Exercise goal: Gather all lines in the data that hold the string "React".

Given data:
○ ○ ○ ○ ○ ○ ○

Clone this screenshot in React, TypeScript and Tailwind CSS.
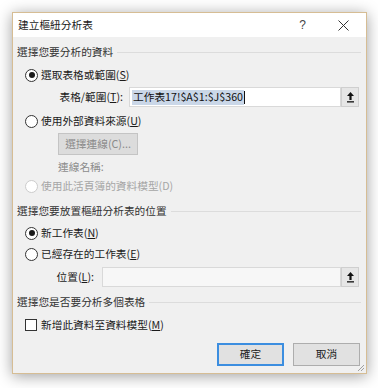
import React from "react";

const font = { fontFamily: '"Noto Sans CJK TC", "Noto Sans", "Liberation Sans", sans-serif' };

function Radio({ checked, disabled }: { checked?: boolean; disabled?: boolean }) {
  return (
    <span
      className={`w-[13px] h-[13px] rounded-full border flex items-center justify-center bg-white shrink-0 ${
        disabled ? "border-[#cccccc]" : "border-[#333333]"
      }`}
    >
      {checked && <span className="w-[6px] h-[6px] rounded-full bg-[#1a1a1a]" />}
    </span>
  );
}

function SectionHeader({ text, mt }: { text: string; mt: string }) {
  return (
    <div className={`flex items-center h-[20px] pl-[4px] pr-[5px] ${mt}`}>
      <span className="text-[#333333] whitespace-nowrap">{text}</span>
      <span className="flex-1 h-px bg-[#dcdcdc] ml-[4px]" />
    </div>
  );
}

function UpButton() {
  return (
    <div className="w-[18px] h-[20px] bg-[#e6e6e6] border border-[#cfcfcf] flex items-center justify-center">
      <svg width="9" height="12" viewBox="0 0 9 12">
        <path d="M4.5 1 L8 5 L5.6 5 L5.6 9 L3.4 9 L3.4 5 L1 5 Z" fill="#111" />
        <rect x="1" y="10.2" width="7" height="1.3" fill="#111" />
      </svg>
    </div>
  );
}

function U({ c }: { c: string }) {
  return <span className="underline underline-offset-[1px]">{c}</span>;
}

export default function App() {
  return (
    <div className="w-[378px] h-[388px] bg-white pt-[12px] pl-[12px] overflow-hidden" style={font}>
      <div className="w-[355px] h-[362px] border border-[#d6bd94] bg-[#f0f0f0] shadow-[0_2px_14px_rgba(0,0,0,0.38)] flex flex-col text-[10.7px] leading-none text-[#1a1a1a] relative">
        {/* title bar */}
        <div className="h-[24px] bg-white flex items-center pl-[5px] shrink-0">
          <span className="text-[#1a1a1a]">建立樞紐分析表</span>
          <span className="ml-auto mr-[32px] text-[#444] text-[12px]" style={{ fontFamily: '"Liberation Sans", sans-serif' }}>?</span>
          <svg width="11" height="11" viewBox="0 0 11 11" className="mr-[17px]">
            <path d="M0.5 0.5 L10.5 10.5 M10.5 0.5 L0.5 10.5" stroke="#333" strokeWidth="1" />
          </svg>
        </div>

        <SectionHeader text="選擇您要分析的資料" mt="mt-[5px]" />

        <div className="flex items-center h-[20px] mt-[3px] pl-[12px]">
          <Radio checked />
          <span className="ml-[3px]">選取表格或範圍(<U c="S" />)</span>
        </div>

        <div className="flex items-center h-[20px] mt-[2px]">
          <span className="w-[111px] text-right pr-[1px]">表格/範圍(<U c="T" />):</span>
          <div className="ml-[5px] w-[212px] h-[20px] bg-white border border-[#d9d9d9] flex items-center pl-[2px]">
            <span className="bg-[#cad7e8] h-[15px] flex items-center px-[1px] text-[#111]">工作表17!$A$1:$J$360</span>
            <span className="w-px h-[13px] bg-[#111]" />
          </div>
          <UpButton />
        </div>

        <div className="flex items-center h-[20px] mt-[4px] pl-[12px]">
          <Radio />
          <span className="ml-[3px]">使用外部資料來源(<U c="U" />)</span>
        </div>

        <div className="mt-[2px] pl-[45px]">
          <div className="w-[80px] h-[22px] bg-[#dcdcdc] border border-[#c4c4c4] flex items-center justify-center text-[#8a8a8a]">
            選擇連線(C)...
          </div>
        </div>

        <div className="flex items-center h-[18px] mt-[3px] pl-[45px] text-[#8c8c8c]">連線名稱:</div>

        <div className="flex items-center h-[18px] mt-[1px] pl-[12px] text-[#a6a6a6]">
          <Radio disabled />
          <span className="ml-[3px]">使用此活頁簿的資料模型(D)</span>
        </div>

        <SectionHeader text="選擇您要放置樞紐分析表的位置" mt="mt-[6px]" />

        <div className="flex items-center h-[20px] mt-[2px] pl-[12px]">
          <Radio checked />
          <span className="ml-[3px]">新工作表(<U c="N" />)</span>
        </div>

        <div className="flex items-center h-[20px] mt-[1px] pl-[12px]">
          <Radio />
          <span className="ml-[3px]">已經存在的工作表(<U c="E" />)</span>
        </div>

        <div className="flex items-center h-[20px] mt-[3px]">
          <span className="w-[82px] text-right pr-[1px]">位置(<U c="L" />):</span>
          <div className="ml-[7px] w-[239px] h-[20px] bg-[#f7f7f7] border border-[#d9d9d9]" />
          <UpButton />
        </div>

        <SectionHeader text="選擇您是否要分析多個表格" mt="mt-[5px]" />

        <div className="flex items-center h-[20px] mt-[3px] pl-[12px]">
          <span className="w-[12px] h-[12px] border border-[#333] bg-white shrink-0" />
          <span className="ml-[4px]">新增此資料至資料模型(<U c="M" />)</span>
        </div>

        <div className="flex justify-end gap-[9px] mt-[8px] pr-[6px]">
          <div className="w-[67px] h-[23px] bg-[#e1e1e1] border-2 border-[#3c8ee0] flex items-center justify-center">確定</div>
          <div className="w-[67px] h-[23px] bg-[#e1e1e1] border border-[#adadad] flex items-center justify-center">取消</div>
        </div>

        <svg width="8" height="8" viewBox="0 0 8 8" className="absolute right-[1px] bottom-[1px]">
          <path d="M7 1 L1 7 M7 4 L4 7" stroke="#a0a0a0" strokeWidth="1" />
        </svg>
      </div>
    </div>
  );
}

○ ○ ○ ○ ○ ○ ○

Exercise answer:
Clone this screenshot in React, TypeScript and Tailwind CSS.
import React from "react";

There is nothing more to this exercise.